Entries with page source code
———
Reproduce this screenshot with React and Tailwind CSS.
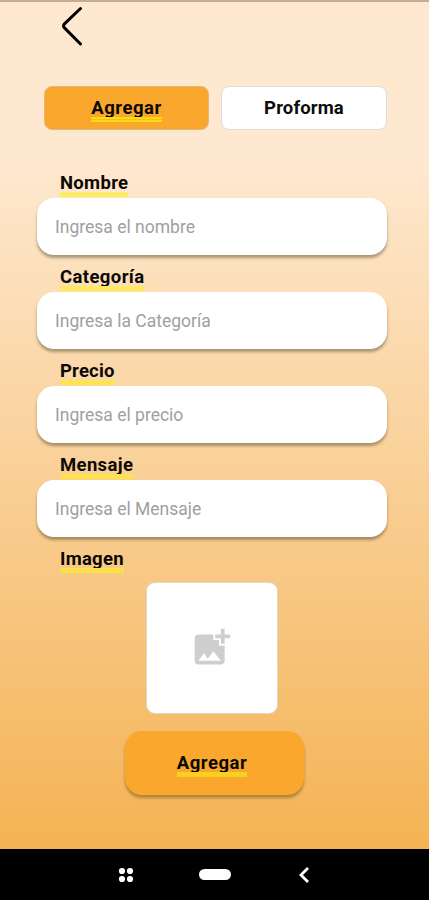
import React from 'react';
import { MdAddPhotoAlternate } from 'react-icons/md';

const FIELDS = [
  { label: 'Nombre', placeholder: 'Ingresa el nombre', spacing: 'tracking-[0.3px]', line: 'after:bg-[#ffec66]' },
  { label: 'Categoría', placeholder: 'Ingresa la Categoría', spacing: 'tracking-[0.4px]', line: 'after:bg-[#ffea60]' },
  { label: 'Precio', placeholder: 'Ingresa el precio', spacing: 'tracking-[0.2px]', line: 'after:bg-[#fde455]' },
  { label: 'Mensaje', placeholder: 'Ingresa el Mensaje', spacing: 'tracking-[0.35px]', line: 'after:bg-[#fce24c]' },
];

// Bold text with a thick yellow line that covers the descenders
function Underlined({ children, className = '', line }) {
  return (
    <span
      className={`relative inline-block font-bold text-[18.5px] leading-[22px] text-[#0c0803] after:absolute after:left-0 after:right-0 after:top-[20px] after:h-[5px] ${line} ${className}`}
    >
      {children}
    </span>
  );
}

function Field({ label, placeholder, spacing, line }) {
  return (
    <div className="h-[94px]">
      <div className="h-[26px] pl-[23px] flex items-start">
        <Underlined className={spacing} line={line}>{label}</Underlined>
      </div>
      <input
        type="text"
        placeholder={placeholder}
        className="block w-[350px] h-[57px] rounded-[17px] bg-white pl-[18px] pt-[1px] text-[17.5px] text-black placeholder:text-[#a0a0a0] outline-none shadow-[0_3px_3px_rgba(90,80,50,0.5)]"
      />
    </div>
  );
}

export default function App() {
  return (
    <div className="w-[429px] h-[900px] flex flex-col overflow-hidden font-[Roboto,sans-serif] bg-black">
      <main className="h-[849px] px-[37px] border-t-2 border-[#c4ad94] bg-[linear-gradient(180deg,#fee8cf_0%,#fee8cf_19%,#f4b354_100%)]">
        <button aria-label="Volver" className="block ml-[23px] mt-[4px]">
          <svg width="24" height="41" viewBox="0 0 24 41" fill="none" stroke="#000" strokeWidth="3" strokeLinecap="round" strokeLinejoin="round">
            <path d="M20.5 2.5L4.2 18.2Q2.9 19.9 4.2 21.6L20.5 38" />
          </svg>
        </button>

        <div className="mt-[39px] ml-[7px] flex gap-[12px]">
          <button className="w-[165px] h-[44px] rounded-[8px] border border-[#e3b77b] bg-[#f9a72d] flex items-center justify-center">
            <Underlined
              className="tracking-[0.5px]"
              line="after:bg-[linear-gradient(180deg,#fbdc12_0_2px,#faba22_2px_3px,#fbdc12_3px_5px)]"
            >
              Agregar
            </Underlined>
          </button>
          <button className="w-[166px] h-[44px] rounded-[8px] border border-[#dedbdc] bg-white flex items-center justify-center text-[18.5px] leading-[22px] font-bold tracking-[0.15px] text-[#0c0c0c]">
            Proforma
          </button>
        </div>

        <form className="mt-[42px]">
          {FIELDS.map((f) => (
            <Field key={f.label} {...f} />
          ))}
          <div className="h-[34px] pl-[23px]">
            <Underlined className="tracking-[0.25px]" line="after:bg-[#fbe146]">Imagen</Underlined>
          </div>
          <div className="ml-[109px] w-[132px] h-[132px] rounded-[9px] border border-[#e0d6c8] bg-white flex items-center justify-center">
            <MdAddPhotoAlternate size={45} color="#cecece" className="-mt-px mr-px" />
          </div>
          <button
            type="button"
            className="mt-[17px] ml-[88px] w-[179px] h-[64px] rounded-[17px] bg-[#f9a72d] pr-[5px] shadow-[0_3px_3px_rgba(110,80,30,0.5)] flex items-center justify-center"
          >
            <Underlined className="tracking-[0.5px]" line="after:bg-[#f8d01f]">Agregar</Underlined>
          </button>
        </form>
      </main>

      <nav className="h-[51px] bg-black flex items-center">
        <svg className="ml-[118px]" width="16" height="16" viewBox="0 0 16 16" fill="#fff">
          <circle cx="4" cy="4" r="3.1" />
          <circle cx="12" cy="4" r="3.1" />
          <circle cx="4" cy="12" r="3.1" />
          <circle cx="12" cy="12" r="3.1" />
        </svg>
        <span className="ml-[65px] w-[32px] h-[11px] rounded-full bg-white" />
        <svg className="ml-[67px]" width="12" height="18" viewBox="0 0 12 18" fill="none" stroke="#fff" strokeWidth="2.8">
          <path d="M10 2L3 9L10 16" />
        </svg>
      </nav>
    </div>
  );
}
———
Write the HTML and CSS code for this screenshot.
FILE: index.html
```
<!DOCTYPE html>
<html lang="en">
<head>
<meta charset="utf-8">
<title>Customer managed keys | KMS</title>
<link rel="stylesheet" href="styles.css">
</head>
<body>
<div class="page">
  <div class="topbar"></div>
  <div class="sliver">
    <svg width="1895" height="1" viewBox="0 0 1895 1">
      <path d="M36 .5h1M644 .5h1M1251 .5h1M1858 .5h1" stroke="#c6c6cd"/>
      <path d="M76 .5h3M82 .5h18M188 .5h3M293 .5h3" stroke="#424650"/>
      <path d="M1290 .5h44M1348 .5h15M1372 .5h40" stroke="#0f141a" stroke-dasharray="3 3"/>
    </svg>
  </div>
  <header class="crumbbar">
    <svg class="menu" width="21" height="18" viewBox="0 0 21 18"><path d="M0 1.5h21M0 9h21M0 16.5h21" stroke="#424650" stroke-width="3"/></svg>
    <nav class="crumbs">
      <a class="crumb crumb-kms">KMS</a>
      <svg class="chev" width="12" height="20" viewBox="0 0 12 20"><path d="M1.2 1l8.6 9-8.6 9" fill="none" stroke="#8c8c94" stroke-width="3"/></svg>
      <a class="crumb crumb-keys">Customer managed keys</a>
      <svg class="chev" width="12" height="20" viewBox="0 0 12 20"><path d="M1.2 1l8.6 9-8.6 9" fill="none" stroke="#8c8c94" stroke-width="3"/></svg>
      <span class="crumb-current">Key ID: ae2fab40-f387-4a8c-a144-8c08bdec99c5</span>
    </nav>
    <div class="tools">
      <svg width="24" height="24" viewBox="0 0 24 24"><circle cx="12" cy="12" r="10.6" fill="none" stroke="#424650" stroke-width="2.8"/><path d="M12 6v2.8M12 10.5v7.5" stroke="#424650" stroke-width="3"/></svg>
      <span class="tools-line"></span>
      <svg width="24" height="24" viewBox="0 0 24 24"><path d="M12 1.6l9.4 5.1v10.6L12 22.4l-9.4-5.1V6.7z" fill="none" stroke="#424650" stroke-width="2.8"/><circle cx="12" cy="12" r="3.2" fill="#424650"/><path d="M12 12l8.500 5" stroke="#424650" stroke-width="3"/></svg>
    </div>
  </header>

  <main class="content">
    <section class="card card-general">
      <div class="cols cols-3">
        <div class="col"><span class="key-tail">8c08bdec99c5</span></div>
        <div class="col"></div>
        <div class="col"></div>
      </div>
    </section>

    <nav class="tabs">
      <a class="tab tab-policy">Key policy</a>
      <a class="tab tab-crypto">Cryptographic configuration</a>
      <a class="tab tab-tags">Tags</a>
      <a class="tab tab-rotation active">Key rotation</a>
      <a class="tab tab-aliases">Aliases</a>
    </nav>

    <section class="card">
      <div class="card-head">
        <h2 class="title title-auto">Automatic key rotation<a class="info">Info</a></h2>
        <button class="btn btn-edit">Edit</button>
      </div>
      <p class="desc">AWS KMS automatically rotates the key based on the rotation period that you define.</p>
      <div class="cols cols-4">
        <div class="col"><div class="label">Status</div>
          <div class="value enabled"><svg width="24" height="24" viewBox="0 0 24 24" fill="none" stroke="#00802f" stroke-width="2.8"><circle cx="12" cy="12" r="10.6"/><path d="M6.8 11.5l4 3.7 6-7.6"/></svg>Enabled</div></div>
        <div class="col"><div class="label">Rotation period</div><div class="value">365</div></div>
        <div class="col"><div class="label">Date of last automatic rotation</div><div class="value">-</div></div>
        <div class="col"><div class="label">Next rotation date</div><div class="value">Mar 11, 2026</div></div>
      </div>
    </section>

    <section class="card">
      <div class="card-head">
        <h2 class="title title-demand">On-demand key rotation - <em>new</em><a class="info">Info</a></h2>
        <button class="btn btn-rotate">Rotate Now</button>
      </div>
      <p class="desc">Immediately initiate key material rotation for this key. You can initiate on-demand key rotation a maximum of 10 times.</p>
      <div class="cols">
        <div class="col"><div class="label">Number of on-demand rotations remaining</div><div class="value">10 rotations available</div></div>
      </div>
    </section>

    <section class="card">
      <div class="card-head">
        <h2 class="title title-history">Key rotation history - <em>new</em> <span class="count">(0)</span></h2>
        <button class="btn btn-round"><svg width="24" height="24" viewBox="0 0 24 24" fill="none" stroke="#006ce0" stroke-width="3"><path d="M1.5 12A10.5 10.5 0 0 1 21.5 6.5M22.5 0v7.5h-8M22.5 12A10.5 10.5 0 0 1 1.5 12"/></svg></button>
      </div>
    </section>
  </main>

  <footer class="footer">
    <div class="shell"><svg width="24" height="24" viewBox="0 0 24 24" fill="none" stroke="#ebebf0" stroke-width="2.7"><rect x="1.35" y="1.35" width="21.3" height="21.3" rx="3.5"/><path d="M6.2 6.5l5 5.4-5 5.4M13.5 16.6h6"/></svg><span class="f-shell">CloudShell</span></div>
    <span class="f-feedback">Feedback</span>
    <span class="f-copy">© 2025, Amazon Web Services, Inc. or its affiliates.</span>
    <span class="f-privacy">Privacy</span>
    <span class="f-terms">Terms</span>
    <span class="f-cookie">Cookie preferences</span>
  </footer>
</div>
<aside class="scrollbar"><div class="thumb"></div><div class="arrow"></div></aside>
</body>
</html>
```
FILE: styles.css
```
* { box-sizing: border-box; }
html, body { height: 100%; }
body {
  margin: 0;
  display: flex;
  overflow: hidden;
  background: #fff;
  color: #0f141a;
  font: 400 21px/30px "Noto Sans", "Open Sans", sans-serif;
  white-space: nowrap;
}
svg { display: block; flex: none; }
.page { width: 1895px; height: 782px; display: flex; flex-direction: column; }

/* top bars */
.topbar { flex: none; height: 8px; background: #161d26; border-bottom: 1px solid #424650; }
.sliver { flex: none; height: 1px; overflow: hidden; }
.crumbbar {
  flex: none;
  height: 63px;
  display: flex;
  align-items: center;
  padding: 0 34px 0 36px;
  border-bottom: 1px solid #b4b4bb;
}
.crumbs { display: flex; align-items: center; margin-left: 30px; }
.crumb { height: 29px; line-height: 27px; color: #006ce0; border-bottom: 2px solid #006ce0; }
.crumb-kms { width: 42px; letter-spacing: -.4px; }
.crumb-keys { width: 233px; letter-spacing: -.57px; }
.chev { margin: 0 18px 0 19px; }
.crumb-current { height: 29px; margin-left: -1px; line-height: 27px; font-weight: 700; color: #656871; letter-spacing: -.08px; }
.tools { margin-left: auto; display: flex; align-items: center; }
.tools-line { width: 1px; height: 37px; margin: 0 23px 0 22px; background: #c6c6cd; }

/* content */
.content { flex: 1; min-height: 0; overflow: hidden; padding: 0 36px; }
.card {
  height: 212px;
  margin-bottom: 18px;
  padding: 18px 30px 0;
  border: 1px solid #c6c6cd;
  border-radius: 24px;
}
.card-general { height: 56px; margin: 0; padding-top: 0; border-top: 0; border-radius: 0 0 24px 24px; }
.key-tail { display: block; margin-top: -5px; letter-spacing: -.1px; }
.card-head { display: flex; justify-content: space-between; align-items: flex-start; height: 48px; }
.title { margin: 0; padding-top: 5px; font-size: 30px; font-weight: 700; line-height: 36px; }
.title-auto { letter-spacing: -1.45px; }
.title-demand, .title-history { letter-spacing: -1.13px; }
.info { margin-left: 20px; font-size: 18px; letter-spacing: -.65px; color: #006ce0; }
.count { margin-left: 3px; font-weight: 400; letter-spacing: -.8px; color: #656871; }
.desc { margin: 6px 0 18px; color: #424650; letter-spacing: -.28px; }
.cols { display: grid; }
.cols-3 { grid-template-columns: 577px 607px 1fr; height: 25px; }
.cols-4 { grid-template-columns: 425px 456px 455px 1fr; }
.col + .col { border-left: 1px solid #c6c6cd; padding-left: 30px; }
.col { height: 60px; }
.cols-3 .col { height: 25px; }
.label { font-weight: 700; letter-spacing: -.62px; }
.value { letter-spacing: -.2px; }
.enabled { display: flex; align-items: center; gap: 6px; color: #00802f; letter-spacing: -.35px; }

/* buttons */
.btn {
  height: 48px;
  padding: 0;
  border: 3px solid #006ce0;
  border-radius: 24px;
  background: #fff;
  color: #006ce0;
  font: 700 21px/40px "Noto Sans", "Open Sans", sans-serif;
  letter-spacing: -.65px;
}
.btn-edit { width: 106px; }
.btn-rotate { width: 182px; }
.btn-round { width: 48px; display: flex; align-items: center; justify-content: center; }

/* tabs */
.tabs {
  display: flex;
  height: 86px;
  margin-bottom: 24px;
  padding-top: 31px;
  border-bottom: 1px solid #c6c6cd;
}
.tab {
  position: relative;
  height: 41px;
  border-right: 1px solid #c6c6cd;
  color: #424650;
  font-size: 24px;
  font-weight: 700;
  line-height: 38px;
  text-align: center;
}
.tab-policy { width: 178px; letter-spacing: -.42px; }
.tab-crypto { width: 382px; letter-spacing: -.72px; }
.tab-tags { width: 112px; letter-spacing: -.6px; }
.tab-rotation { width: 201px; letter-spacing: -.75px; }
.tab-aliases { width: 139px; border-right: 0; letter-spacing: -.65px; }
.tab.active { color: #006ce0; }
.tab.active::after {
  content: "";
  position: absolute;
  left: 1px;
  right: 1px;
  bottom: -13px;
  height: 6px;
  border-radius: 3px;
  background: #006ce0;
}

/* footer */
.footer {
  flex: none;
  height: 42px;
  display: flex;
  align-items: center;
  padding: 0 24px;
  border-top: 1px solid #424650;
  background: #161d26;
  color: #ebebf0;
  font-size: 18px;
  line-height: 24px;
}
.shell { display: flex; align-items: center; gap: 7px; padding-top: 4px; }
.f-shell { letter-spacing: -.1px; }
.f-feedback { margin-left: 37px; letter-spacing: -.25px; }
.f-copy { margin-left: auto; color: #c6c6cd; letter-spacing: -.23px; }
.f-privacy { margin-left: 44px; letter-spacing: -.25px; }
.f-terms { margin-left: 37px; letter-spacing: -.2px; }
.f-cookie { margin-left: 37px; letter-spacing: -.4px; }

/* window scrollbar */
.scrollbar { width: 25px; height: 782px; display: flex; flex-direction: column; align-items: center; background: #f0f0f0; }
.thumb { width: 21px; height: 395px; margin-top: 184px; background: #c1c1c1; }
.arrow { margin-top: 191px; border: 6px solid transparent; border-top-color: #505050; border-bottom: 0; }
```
———
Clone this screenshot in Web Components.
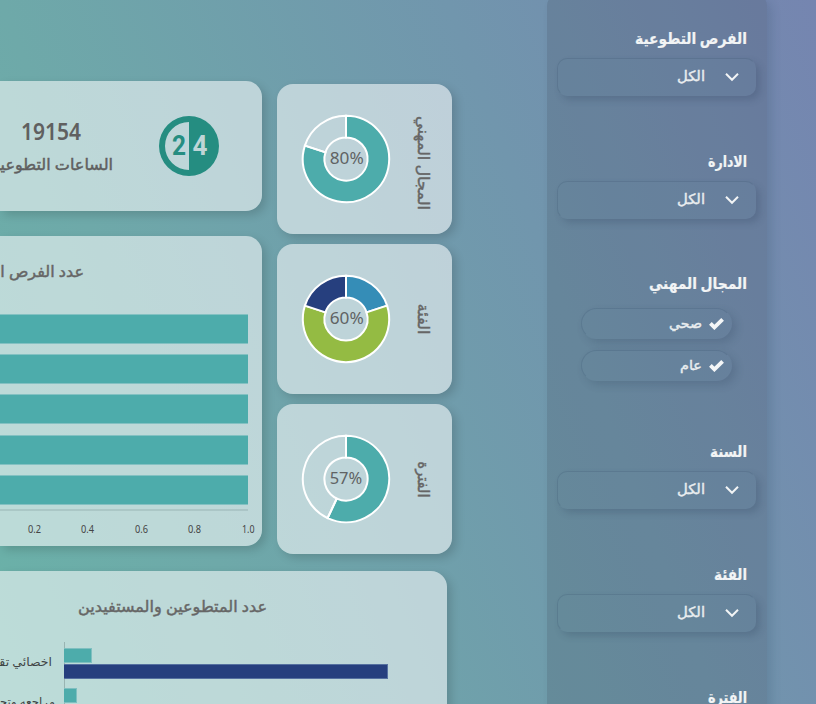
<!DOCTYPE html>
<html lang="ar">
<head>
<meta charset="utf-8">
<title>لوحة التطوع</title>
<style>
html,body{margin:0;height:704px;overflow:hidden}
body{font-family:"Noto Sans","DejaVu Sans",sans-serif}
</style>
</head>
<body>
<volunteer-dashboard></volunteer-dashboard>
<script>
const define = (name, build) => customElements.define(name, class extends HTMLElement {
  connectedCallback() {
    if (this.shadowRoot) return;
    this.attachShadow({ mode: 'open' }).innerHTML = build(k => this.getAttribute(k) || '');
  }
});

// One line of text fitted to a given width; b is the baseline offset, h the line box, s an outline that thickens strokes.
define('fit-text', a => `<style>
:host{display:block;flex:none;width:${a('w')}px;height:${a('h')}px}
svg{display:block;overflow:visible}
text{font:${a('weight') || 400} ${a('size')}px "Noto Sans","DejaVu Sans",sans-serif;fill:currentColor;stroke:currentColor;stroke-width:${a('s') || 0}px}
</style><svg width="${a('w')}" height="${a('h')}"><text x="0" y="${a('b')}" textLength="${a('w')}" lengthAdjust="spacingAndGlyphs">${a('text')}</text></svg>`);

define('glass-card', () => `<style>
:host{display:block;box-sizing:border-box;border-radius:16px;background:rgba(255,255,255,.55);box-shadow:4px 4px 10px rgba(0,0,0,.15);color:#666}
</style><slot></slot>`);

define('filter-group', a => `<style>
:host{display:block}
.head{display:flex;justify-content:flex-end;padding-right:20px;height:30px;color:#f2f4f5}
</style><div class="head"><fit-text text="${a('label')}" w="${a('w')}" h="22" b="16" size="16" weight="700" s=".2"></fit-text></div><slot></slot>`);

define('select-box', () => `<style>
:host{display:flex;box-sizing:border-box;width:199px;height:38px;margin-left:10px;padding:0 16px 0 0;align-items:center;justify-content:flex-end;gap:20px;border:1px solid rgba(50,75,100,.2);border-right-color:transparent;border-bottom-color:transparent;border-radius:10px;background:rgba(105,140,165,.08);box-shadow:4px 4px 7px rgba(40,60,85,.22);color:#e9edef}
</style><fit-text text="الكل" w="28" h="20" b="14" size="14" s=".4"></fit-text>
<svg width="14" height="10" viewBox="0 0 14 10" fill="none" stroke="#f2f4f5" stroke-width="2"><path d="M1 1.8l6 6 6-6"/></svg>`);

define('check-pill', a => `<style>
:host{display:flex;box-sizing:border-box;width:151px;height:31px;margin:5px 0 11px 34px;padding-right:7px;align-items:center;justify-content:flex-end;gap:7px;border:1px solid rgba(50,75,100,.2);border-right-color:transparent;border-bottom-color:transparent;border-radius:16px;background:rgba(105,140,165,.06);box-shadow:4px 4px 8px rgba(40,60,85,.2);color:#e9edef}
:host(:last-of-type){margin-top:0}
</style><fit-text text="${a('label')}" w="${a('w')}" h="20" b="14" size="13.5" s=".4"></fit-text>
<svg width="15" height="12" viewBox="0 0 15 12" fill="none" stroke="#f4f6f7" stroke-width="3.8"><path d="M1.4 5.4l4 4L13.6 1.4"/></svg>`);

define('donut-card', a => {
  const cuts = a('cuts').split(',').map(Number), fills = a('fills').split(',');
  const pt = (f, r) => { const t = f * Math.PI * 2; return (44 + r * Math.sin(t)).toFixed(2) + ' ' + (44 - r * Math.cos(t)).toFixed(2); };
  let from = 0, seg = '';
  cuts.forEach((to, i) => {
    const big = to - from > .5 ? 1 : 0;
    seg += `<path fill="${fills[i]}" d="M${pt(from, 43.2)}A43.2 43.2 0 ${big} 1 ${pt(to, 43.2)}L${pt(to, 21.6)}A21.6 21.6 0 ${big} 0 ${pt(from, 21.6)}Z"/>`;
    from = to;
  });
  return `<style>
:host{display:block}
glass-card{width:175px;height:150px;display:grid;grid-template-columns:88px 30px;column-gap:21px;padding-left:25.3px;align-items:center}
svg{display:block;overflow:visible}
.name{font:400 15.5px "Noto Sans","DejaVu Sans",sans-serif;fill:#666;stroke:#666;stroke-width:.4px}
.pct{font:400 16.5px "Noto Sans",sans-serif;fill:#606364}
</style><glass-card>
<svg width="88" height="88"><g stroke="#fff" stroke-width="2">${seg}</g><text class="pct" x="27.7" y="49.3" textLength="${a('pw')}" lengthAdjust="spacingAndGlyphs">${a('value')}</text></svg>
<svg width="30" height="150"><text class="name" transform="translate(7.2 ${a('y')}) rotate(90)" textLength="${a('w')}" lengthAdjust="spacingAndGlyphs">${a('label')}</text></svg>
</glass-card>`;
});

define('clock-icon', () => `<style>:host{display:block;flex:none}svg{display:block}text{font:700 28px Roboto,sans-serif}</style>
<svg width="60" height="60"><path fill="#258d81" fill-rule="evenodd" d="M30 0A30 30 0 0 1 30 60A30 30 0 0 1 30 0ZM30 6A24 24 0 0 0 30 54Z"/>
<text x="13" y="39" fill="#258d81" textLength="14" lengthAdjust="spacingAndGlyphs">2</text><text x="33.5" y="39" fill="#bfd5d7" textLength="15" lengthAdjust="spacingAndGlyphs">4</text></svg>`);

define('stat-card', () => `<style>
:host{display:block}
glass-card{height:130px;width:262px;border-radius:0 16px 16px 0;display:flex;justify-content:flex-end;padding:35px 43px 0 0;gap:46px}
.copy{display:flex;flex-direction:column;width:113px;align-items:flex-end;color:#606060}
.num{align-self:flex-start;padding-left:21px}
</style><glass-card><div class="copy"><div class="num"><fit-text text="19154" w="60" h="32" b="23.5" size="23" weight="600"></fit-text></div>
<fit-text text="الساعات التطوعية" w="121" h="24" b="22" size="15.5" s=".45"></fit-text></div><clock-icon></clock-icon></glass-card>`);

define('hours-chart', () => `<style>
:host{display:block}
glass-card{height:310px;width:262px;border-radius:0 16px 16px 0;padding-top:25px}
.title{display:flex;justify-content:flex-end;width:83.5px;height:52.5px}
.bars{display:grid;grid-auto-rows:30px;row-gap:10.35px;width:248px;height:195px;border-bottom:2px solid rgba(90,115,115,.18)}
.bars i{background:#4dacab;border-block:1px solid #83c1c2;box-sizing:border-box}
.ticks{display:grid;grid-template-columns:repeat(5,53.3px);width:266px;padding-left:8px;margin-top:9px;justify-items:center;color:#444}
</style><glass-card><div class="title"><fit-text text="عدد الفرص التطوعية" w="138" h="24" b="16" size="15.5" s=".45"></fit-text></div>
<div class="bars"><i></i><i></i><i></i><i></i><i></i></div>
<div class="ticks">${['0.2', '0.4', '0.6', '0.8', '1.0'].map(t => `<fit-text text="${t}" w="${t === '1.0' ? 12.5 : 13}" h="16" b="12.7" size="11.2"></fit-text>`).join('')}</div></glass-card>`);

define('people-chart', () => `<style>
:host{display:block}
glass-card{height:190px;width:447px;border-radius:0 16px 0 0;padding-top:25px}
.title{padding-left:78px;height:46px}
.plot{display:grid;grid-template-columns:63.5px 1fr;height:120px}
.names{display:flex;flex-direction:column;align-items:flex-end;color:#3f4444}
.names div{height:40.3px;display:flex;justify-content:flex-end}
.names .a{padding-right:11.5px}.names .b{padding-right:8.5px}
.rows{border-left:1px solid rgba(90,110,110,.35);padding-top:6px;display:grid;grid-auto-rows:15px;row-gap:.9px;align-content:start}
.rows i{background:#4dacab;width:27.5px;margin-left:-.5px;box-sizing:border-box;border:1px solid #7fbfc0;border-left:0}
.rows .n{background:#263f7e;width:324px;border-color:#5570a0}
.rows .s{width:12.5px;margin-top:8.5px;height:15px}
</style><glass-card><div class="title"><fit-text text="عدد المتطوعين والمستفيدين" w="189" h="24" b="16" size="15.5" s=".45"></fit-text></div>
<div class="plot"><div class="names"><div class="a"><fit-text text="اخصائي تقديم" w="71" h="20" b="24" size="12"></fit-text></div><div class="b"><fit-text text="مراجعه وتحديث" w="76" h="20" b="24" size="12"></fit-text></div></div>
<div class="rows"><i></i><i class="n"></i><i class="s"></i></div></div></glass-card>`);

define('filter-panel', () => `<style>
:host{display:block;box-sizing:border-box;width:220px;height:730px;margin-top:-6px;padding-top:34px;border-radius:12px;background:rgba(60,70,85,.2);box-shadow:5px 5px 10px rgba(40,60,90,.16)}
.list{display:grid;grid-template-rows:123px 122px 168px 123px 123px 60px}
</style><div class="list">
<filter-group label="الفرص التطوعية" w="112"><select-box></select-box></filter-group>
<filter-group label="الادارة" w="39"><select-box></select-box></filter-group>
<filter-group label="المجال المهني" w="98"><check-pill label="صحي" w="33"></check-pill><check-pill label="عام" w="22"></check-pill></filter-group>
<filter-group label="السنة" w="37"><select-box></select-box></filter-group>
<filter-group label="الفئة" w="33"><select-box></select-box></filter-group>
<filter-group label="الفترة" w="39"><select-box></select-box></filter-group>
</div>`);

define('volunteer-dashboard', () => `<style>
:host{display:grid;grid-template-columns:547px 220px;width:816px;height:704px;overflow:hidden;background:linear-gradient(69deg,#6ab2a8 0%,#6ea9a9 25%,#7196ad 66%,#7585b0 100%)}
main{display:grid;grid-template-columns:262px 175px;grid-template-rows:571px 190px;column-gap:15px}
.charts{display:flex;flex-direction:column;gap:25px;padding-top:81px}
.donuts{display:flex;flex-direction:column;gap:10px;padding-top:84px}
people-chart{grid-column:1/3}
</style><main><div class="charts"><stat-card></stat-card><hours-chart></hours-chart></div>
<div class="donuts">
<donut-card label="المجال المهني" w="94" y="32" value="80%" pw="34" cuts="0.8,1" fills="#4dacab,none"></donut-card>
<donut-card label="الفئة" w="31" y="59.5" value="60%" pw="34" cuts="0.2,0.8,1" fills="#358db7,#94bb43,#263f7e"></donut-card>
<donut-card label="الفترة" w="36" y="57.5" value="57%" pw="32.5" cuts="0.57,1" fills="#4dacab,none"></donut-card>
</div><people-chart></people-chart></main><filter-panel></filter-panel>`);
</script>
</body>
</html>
———
## Problem
From the listing above, report the number of lines containing the string "screenshot", without any accompanying remarks.

## Worked answer
3